“To Protect All Life” ―The Visit of Pope Francis and the Death Penalty―

Yanagawa Tomoki
Jesuit Social Center staff

  Pope Francis, elected as the 266th pope in March 2013, has made his 32nd foreign Apostolic Journey to Thailand November 19~23 and to Japan November 23~26. Thailand and Japan, both Asian countries with Christian minorities, both still maintain the death penalty. Compared with Thailand, Japan is the country with the greater number of annual executions by hanging. On the other hand, death penalty executions in Thailand are rather rare and lenient. An execution by drug injection in Thailand in June 2018 was the first in 9 years. This shows a great difference from the situation in Japan.
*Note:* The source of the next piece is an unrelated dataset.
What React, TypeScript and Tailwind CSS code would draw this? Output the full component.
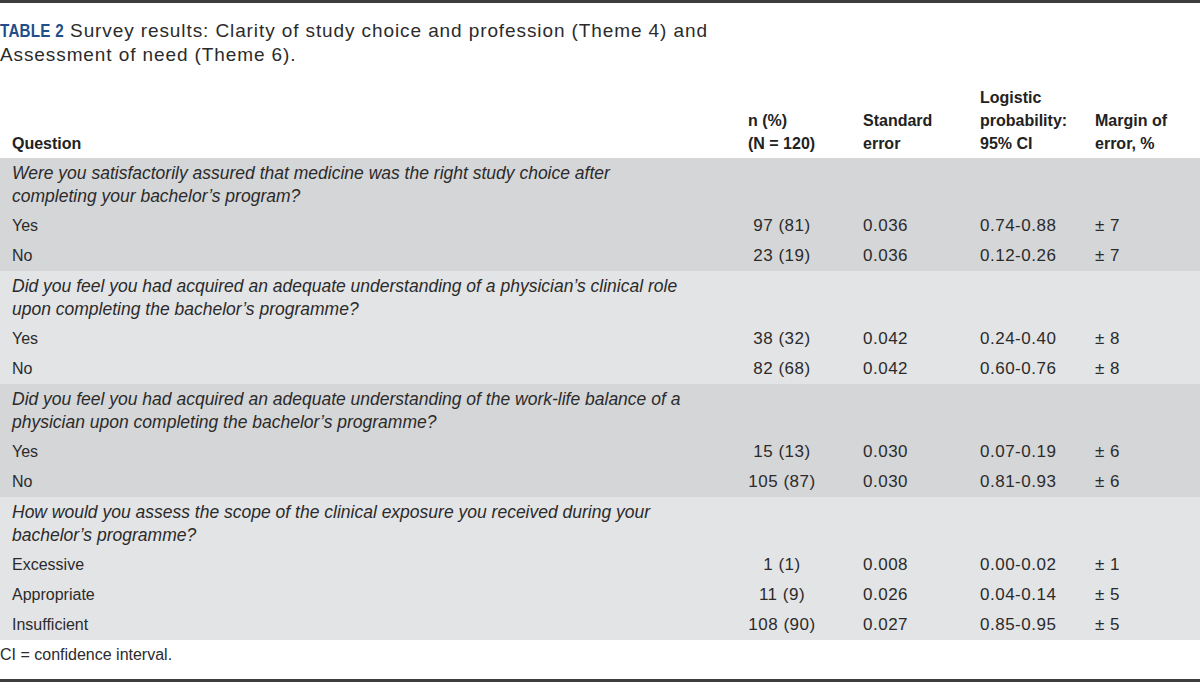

  During his visits this time, Pope Francis did not make as it was expected an international public appeal for the abolition of the death penalty which had attracted public attention in advance of his visit. Would he mention Thailand and Japan by name, as countries still maintaining the death penalty? Was he not going to receive in audience Mr. Hakamada Iwao, a prisoner given a death penalty, who received baptism as a Catholic in 1984 after being imprisoned? The Pope had selected “Protect All Life” as his motto for this pastoral visit to Japan. This seemed to be a hopeful sign that the Pope would initiate some action toward abolition of the death penalty. Since the Catholic Church “Protects All Life,” it would be natural to include also the “life of a prisoner on death row” especially during the Nagasaki Mass of Christ the King, during which the words of Jesus executed on the cross promised another condemned criminal: “Today, you will be with me in Paradise” (Luke 23:35~43).

  Nevertheless, in fact, neither was there a public statement on abolition of the death penalty, nor did the Pope have an audience with Mr. Hakamada. On the other hand, Mr. Hakamada was invited to the Pope’s Mass in the Tokyo Dome and it became clear that, during the meeting of the Pope with Prime Minister Abe, the death penalty was one of the matters discussed. In the press conference on the plane during his journey back home, the Pope mentioned that the death penalty is clearly immoral, and we must fight against it little by little (a poco a poco). In order to “Protect All Life,” the Pope vowed to make all efforts to implement the revision done of the Catholic Catechism on death penalty (article 2267) to express the decision of the Catholic Church saying, “Our intention is that all over the world the death penalty should be abolished.”